Eschewing fancy packaging to minimize production, and thus retail, costs, Secret Box has been self-released by Phillipps in a run of 500 individually numbered and signed copies. It's available via the official Chills website, www.softbomb.com. (Secret Box is housed in a single jewel box with a flap inlay to hold two of the discs. Unfortunately in shipping, all three CD holders on mine broke so if you see a similar style jewel box for sale, let me know and I'll reimburse you from my DAA salary.) Who needs scads of ill-scanned photos and liner notes tossed off by Craig Marks or some other meathead critic anyway? The inlay, fully annotated by Phillipps is plenty.

Each track has Phillipps' comments on its lyrics, origin or, more interestingly, its fate in not previously seeing the light of day. The 19 lineups, so far, are listed so you can reference who played on which track. In brief introductory comments, Phillipps notes that there was material enough for two or even three albums before what came to be the band's full-length debut, Brave Words, after a small passel of singles and an EP. Early completed songs included at least two standout tracks that later appeared on the band's 1990 Slash/Warner debut, Submarine Bells. I guess the lesson here is that a song saved is a song saved for future aural delights.

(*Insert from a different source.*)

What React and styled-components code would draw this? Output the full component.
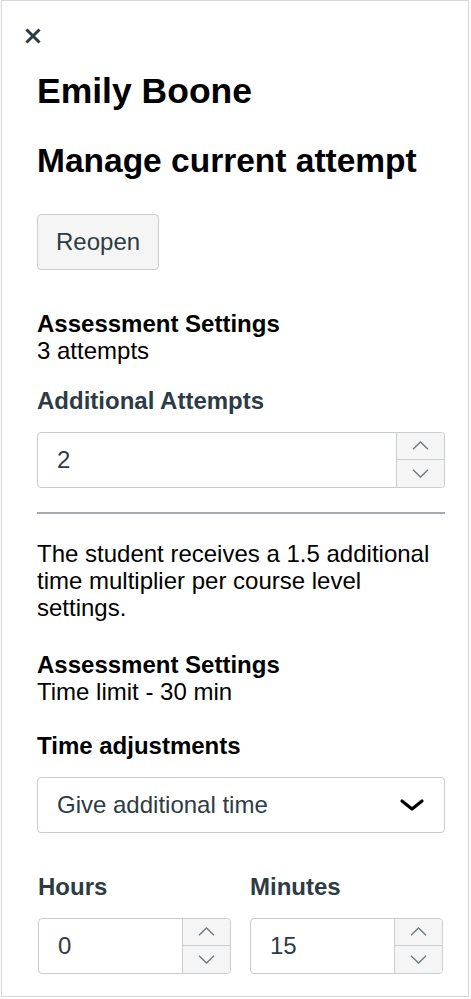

The first two discs in the compilation are mostly live recordings from New Zealand clubs or radio sessions, with a handful of studio outtakes at the end of disc two. Culled basically from '81-'86, these songs touch all the bases that Phillipps has in his musical repertoire, from complex pop to just-this-side-of-punk speed. The stage was obviously the place for exploration of an extremely fertile creative mind. Unfortunately handicapped by his rotating band mates, Phillipps writes that he had many song "seeds" that one line-up would get comfortable playing only to have to start again with new players.

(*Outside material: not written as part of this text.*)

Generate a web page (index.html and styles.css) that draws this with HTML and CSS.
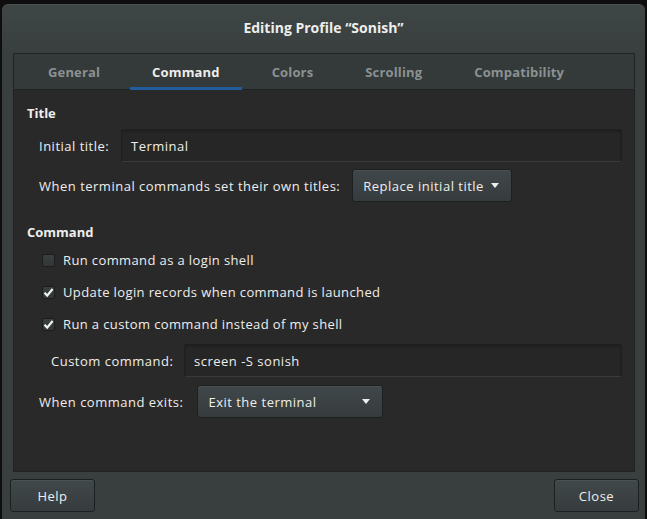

Even in these seeds, the themes for Chills fans are recognizable: standing in the face of adversity, life and how it's lived, hipsters and how to relate, love's labors, and the Flinstones. Okay, maybe not the last one, but included here is a not-yet-animated body-snatching vignette for the cartoon that put the "rock" in rock 'n' roll. As some of the familiar titles (and even the unfamiliar ones) went through several lyric re-writes, one can only imagine the spare rooms full of Phillipps' composition books. His songs jam fully realized phrases and sentences into verses leading to the tongue-twisting trips of "The Oncoming Day." And with a vocabulary one might expect from fellow Kiwi (and Harvard alum) Dean Wareham, Phillipps regularly employs three-plus syllable words, probably more often than anyone else, sending a listener to (gasp) a dictionary every so often. [Ed: See vocabulary list.]

It's a definition of pop that too small a handful of artists have embraced, to say nothing of radio programmers who feel obliged to promote songs to the lowest common denominator, or, more aptly, the largest bust denominator. It's a combination of words and music that makes one, in this era of the CD, hit the repeat button or turn up the volume. On the sublime Submarine Bells, released in 1990 by Slash in the U.S., the album opens with "Heavenly Pop Hit" referencing the sun in several of its incarnations from the splendor of sunset, to the blinding light and, vaguely, to the myth of Icarus. In my effort to engage in a little Chills marketing, a friend (call him C.) to whom I lent Submarine Bells years ago was smitten by "Heavenly Pop Hit." Who wouldn't be?

Since Submarine Bells, just two new albums of new material have been released by Phillipps under the Chills moniker. Not all of this can be laid at the feet of inept A&R types at Warner Bros. as much as one would love to take additional pot shots at major labels' lack of genius. For a different performer, this period would be promoted mightily in teasers for a VH1 Behind the Music piece. At the softbomb.com site, Phillipps admirably lets several magazine profiles discuss his bouts with depression and addiction. One can only hope that compiling Secret Box was genuine labor of love and not merely laborious.

A collection for the fans, Secret Box includes more than its fair share of outtakes, bootleg-quality recordings, covers, compilation tracks and commercial jingles. You read that right. Phillipps was commissioned to do work for the likes of Coca-Cola and a local radio station. Forget the tired "selling out" argument (music is musicians' livelihoods so why can't they make money off of their creativity?) -- I'd rather hear a Chills song for Chevy trucks than one by Bob Seger. Okay, so my wish won't come true, but here's hoping.

For newcomers, Secret Box is not the way to start. A single CD collection, Heavenly Pop Hits, is an essential primer that includes many of the songs mentioned above. For more serious or even idle fans, the rarities compilation will send you back to the Chills albums you already have and the proceeds will help continue Phillips' career. So, you now know a secret, but it's one that's meant to be told. Spread the heavenly pop word.